In a business where this occurs those doing the performance management have to have regard not just to the personal failings of the incumbents but also to such matters as:
* The availability of alternative and clearly better candidates for the roles;
* Any failings in the support or delivery structures of personnel and funding which may have limited performance; and
* Whether the aims on which performance is being judged were themselves reasonable in the circumstances.
I am not one of those who thinks political matters are automatically handled in a business way with business aims. But there is much to learn, particularly in the executive function of government.
Though the fantasy is that this “public service” is totally neutral, anyone with more than a passing acquaintance with its upper echelons will know there is a flavour and type that reaches and stays in that spot
I’m not going to mark the current ministers individually or collectively. But I do observe that one could not be confident across the various roles that competency would automatically be enhanced by swaps across the aisle in the current Parliament.
The alternative candidates would no doubt display strong self-assessment and rustle up a couple of decent, if closely related referees, but scepticism would be well justified. I recall that Jack Marshall fought the 1972 election on the slogan “Man for Man, The Strongest Team” and lost to Norman Kirk when voters did not share his view. Anyway for these purposes the point is that voters should be careful they are not reacting to current underperformance by over-rating the options.
In any case my increasing perception is that failings in support or delivery structures of government are more significant to current underperformance than is widely appreciated. Under our system ministers inherit their support and delivery structures from preceding administrations (setting aside a few political courtiers). Though the fantasy is that this “public service” is totally neutral, anyone with more than a passing acquaintance with its upper echelons will know there is a flavour and type that reaches and stays in that spot.

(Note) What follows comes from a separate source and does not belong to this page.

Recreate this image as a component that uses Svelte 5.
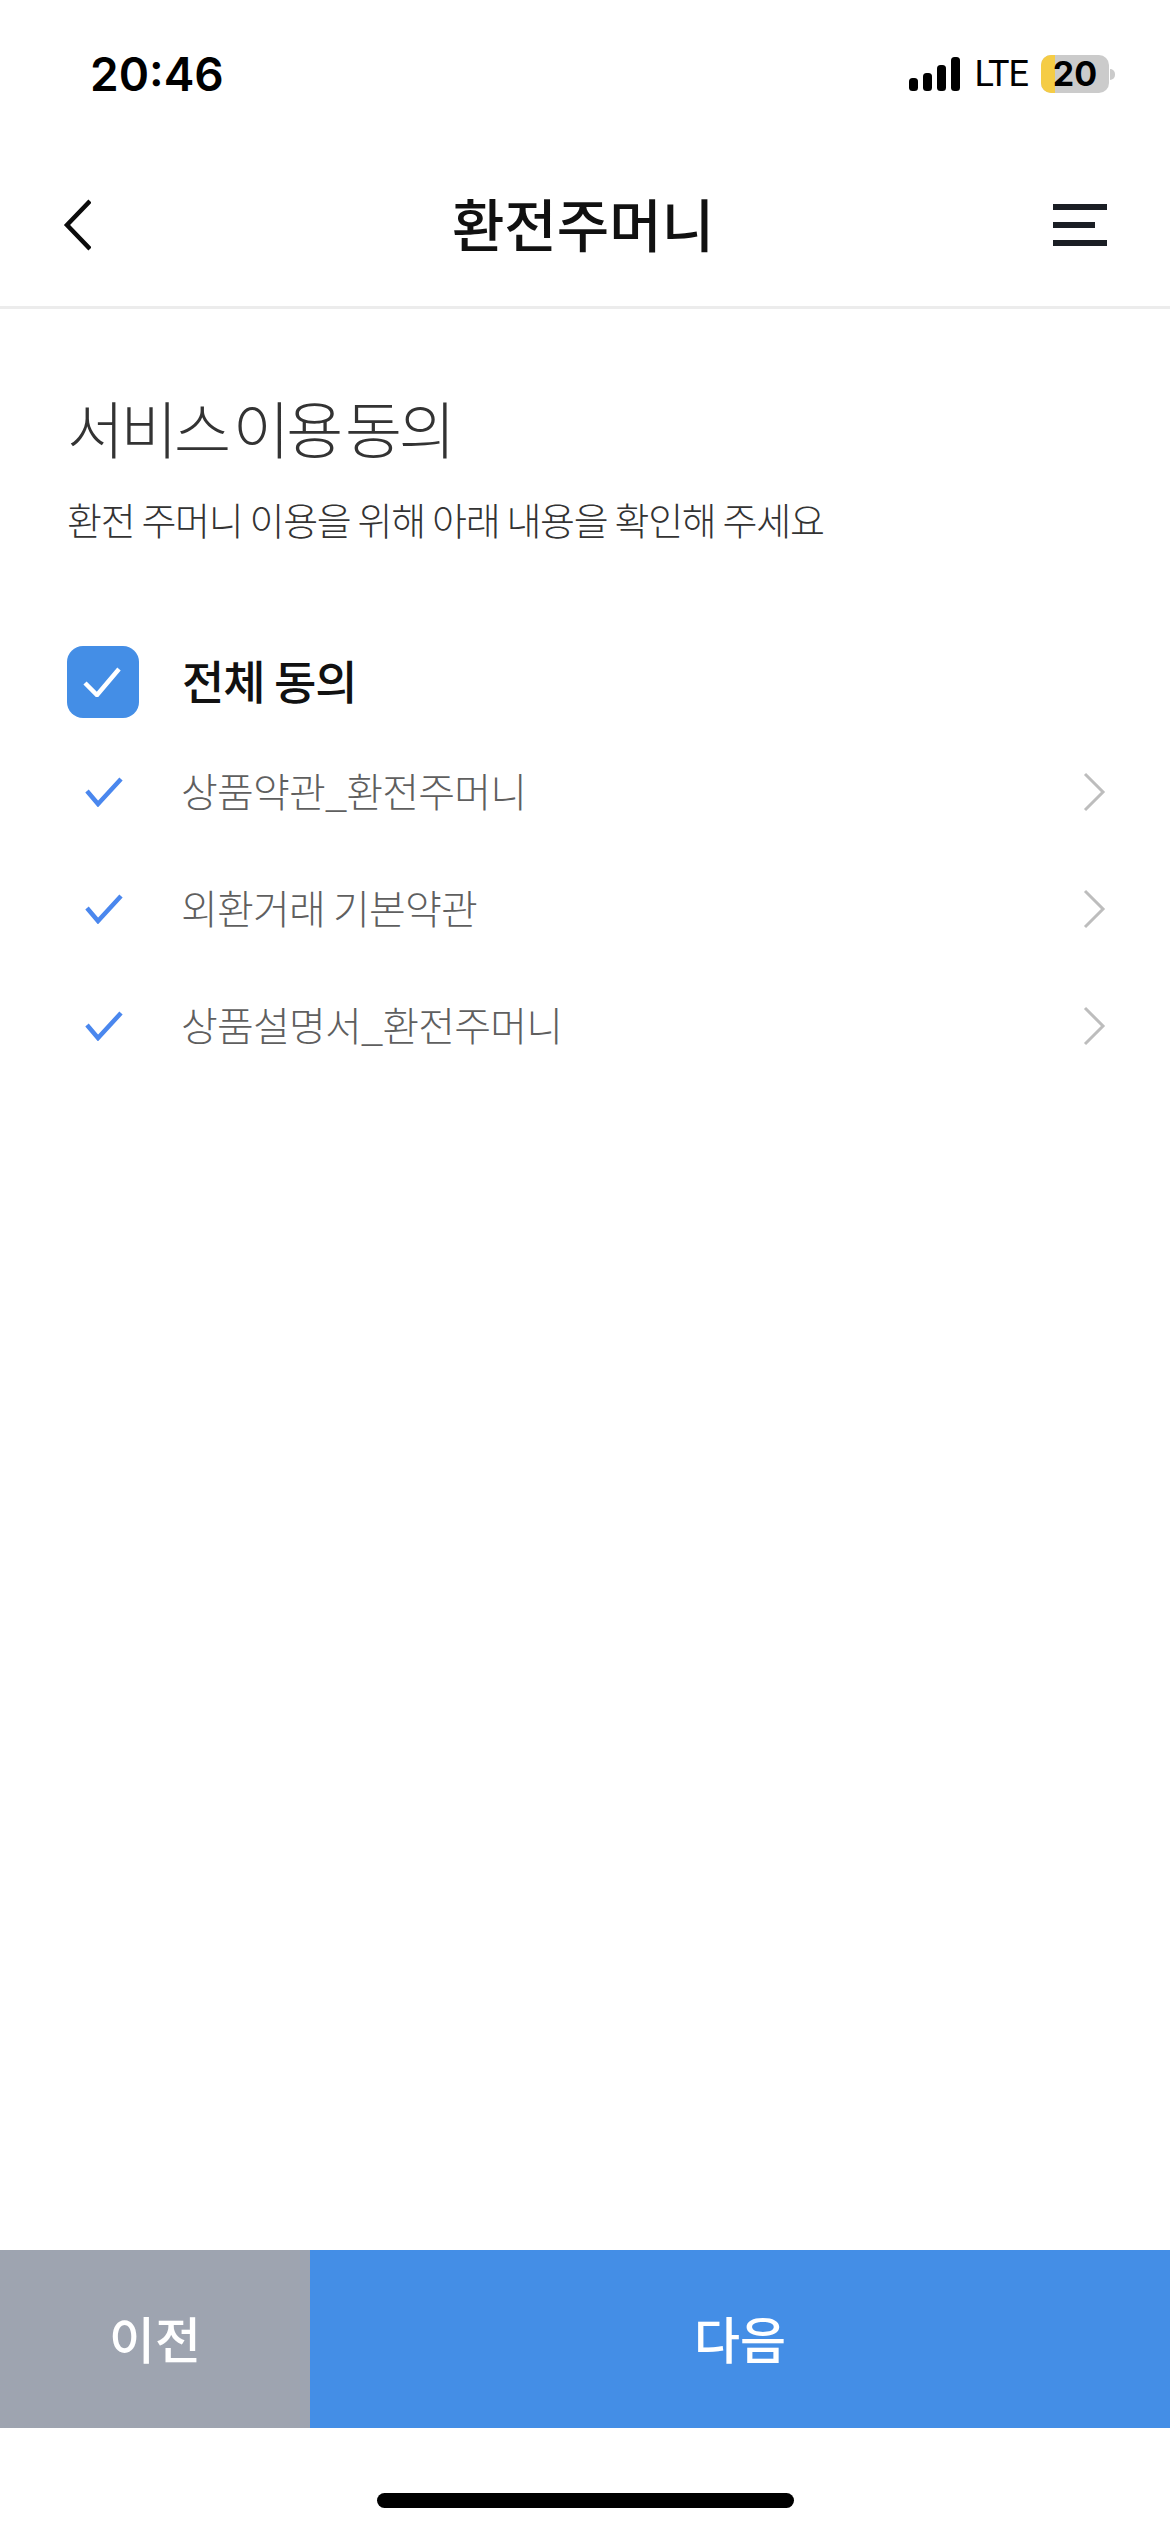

There is, if you like, a “culture” that prevails. It is not easy to push with radical urgency given that one of its key tenets is that they themselves know best. That is a problem for reforming politicians of any conviction. A much bigger problem is that of its nature the “public service” is administrative and managerial rather than innovative and customer responsive (unless you see the minister as the sole customer). Many of the skills for change are lacking, and even when the will is present the capability often lags. To me it always seems like many good people working in a dysfunctional structure.
This leaves the question of the aims themselves. In this sense judging a ministerial cohort is partly about whether the aims they set were consistent with the times and the resources. In business terms, Warren Buffett insightfully described the stock market as a voting machine in the short run and a weighing machine in the long run – real value being assessed in the latter run.
Assessment of a ministerial cohort should rest not just on popularity but on outcomes. Outcomes are about what you choose to do as well as how you pursue them. Very popular governments (popular for one reason at the beginning) have been judged harshly in retrospect because what they chose to do was not in concert with the times or the available resources. There is an element of this evident at present. That is firmly in Lovett country as I initially suggested.
But like investment, voting should be not about the past but the future. You cannot influence the past now with your October vote. The only thing that matters is the forward judgment about aims and capability. Our system with MMP actually complicates this, substituting some of the messiness of diverse reality for the simpler binary choice.
In the end you have to imagine a new cohort of ministers and how competent they are, imagine the aims they decide on as they are assembled and how they fit the times, and imagine the public service delivering them.
Good intentions are not enough. But might I add, from my own perspective, bad intentions are even worse. (Wink, wink).